[Collected data entries]

★ ★ ★ ★ ★

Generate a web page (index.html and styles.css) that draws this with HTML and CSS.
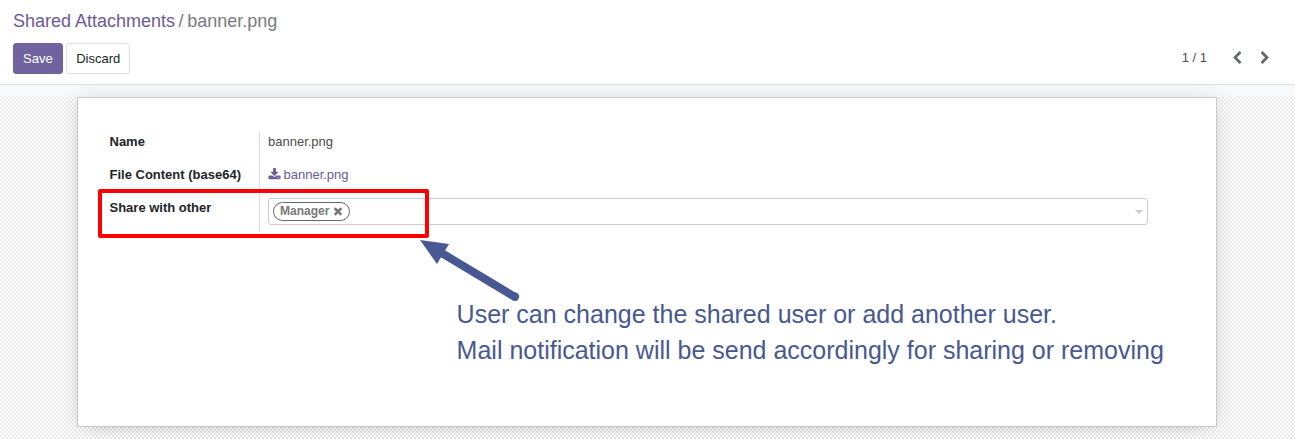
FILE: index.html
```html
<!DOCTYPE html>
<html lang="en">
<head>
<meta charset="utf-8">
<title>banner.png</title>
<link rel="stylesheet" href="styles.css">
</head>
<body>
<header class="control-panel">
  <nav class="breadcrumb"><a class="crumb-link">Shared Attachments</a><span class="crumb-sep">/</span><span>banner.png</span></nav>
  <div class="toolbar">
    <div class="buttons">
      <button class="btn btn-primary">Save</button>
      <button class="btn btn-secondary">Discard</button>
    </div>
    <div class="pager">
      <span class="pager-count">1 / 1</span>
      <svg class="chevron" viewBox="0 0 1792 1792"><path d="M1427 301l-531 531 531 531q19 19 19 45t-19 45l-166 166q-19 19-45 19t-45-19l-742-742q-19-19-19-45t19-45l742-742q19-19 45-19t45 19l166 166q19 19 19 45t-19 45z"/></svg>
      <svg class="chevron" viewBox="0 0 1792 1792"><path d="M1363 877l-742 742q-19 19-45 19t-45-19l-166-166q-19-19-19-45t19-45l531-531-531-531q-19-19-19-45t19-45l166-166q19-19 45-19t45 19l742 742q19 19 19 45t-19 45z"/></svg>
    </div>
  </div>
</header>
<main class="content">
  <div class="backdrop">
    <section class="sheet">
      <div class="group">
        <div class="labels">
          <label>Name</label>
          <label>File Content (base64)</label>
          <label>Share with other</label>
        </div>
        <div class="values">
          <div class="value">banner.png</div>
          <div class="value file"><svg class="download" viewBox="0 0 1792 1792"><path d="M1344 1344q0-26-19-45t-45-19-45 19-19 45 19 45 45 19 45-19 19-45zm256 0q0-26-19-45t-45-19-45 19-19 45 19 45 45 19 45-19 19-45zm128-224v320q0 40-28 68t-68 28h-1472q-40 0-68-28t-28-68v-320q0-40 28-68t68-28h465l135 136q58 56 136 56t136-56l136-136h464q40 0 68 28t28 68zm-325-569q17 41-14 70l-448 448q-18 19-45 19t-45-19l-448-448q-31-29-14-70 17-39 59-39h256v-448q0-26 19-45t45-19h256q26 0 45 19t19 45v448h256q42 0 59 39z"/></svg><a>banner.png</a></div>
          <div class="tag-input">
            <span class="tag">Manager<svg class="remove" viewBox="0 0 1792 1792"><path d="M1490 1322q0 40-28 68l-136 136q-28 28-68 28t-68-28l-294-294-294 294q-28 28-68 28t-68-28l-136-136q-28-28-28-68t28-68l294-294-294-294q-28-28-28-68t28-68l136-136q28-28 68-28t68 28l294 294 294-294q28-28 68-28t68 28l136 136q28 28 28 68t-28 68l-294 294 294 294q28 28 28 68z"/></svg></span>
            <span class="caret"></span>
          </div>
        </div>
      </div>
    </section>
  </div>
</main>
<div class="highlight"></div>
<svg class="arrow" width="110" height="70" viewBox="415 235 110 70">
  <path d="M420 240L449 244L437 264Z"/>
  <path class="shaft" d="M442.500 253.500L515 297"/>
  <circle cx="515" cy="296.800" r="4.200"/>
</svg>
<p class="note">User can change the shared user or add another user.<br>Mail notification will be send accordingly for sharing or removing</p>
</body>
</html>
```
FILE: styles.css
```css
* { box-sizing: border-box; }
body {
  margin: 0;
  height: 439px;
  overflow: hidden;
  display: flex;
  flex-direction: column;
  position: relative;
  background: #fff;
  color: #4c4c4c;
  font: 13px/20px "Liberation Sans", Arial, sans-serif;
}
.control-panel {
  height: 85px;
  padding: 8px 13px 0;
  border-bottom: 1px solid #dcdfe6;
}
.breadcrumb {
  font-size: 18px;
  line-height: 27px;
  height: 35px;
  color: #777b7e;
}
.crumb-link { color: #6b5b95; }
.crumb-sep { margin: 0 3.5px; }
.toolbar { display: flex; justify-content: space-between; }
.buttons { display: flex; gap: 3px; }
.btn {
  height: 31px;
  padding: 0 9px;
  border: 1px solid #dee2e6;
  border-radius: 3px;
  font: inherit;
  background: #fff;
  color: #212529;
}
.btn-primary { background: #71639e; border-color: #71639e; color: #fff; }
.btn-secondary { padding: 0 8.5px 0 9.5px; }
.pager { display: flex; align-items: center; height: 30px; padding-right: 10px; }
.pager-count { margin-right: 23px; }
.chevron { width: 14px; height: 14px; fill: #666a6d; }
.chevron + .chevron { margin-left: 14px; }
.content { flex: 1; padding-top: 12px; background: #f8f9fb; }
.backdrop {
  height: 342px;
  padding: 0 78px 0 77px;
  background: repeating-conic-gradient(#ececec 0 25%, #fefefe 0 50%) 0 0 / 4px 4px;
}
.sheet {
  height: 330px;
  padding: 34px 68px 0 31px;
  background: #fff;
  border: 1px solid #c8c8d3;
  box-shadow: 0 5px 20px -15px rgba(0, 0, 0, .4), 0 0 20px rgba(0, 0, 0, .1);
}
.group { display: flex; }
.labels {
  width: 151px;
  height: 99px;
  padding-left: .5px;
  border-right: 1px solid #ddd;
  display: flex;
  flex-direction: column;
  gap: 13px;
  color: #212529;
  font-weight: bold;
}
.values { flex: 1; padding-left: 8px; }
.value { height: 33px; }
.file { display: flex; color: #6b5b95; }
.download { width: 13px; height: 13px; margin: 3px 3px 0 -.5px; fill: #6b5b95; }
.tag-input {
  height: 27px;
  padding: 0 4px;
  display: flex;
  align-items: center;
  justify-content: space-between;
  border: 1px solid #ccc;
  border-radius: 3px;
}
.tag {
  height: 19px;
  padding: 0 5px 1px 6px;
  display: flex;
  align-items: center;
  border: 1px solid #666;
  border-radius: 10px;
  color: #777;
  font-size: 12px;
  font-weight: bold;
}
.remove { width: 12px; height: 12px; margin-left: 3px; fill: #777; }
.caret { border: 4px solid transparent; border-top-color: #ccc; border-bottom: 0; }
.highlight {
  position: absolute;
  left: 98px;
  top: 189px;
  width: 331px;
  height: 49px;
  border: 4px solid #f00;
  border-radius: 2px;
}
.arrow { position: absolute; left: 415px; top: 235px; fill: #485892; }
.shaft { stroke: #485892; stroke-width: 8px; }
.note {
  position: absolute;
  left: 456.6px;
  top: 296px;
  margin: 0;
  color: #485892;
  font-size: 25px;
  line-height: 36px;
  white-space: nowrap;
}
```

★ ★ ★ ★ ★

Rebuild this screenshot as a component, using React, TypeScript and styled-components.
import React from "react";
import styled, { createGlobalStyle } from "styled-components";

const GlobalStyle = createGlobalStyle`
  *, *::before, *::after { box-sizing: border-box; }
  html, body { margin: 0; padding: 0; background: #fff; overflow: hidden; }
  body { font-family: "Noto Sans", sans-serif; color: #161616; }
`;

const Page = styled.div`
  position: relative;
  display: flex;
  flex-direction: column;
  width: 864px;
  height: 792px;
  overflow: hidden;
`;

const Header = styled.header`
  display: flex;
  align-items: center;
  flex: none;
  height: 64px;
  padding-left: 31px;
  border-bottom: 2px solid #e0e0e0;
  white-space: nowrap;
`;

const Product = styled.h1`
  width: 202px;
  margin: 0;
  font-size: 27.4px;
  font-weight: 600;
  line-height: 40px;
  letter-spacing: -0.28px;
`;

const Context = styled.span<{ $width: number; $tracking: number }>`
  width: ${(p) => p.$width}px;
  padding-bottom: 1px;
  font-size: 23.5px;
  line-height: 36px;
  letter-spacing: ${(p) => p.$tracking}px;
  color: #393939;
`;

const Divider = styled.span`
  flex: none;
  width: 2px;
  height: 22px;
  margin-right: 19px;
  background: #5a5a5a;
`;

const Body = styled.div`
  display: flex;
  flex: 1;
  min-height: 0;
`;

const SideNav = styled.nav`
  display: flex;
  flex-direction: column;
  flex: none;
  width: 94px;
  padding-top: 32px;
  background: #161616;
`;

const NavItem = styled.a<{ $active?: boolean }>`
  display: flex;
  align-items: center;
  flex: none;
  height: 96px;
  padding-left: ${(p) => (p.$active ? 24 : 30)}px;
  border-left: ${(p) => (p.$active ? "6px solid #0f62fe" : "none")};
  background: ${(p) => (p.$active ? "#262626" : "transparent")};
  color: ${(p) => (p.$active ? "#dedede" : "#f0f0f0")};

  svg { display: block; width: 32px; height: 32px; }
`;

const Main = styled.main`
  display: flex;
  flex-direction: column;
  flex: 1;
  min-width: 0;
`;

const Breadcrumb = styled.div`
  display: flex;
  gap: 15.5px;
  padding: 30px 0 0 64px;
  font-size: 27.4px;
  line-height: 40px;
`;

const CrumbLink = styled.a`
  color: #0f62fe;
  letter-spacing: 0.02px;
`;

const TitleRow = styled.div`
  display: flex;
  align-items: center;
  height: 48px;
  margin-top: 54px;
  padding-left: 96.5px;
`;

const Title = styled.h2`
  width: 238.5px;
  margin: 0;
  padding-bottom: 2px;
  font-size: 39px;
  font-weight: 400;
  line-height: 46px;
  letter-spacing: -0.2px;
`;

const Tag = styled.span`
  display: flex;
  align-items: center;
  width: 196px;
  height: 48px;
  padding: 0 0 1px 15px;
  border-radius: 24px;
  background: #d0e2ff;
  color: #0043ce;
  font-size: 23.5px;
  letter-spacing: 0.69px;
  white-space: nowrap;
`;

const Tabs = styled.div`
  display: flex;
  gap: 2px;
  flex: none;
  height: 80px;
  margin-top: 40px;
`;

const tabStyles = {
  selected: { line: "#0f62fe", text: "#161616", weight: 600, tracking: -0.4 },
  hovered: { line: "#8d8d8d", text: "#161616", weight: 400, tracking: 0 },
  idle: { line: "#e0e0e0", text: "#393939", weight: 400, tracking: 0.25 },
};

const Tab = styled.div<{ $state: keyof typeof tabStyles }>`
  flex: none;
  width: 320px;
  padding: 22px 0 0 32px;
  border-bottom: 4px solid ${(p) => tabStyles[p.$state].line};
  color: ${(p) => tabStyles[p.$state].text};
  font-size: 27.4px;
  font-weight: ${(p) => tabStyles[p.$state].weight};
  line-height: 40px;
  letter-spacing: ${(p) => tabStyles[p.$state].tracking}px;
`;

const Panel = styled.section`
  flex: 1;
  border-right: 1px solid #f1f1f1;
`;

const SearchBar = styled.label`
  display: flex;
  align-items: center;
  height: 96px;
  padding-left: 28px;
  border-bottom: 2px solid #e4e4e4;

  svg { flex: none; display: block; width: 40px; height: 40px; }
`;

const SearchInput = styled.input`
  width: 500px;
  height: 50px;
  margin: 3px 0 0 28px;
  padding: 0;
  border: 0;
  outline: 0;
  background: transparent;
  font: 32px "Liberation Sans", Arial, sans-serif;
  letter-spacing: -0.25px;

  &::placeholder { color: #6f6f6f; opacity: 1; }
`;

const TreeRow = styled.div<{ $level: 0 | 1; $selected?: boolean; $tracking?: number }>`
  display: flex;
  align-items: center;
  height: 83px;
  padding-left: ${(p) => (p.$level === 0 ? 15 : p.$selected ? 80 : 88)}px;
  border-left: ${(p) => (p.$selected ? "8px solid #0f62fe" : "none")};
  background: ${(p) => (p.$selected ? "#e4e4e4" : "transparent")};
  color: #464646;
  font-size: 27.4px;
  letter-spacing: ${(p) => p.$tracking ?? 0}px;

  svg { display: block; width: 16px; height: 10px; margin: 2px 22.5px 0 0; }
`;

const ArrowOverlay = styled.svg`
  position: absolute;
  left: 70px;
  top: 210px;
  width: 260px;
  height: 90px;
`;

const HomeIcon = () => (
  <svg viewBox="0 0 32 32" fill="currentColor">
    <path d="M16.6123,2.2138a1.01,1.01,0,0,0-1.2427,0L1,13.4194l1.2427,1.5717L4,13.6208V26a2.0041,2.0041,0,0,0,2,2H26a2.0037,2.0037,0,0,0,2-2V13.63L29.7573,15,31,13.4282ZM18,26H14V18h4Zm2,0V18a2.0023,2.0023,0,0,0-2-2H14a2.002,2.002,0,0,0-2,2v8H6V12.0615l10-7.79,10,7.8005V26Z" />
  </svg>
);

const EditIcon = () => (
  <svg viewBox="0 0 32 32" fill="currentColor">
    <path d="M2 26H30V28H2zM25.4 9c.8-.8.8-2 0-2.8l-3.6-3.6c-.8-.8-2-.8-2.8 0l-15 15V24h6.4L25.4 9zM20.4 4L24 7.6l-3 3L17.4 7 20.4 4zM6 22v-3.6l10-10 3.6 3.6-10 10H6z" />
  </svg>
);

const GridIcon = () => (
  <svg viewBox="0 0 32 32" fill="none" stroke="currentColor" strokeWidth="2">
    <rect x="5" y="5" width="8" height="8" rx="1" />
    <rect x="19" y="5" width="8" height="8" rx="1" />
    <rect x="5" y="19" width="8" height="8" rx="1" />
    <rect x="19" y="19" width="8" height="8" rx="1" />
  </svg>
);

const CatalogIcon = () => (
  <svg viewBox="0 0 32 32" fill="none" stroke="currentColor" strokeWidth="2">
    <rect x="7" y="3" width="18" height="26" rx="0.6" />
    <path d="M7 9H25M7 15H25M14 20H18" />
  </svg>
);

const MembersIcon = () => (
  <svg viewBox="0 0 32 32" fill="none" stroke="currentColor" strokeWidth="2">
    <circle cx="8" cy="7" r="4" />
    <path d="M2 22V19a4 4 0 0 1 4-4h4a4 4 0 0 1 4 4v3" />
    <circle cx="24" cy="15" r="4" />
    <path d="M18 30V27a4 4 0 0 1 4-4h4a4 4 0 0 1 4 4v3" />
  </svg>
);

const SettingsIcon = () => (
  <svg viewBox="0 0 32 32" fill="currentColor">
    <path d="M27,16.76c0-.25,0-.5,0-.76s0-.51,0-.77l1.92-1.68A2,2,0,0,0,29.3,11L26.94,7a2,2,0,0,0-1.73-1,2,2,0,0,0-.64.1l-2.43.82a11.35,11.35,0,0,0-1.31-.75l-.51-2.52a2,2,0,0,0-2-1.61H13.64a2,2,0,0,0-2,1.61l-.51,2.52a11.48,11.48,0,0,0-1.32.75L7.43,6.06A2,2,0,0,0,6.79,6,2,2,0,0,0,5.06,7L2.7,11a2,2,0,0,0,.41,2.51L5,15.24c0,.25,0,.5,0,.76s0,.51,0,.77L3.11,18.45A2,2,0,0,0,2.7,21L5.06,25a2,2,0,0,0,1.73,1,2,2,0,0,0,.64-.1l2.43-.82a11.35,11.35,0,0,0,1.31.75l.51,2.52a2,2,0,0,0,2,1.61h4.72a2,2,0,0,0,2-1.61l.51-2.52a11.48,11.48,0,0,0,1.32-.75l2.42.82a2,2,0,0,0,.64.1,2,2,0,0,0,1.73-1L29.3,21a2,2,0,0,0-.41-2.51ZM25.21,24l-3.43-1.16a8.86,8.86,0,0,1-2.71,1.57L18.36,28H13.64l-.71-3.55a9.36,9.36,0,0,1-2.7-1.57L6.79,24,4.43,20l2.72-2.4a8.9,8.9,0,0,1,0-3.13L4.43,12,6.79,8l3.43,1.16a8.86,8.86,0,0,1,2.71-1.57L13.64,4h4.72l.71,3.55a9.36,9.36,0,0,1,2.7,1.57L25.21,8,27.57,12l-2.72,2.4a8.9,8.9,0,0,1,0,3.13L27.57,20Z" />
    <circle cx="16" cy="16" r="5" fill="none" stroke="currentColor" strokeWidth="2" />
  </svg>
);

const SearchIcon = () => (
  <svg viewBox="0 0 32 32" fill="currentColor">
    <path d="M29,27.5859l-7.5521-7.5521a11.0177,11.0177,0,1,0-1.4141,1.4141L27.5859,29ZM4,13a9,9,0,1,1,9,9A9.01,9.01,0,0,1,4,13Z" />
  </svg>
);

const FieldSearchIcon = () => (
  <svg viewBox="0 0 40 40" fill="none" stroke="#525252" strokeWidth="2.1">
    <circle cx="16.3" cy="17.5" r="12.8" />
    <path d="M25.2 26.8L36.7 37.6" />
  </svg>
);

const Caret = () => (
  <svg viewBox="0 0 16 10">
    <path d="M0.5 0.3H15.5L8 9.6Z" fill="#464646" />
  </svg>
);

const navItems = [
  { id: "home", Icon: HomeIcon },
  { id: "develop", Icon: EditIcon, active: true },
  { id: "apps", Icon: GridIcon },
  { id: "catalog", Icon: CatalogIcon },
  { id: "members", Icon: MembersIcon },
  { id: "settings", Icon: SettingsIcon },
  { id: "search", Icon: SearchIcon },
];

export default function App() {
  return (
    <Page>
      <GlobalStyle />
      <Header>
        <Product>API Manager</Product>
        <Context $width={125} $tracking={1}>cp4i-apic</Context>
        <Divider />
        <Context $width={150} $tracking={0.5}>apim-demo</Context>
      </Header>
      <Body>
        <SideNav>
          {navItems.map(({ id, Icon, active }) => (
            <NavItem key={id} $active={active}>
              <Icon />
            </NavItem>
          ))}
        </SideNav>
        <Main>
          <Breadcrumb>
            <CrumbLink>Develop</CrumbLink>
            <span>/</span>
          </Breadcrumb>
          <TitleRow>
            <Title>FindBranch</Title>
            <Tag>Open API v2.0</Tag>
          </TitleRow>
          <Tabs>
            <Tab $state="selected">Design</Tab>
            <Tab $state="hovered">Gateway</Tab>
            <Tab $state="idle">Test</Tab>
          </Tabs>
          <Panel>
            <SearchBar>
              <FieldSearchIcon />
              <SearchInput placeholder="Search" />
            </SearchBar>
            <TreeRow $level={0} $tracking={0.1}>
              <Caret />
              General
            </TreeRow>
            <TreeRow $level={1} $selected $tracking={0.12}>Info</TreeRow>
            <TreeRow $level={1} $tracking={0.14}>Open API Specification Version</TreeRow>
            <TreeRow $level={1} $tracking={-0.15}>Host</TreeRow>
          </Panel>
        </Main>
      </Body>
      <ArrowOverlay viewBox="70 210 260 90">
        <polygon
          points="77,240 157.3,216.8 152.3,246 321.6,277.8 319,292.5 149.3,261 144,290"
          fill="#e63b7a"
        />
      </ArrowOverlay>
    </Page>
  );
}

★ ★ ★ ★ ★

- **Exercise instructions**:
List every line above containing the word "components".

- **Exercise response**:
Rebuild this screenshot as a component, using React, TypeScript and styled-components.
import styled, { createGlobalStyle } from "styled-components";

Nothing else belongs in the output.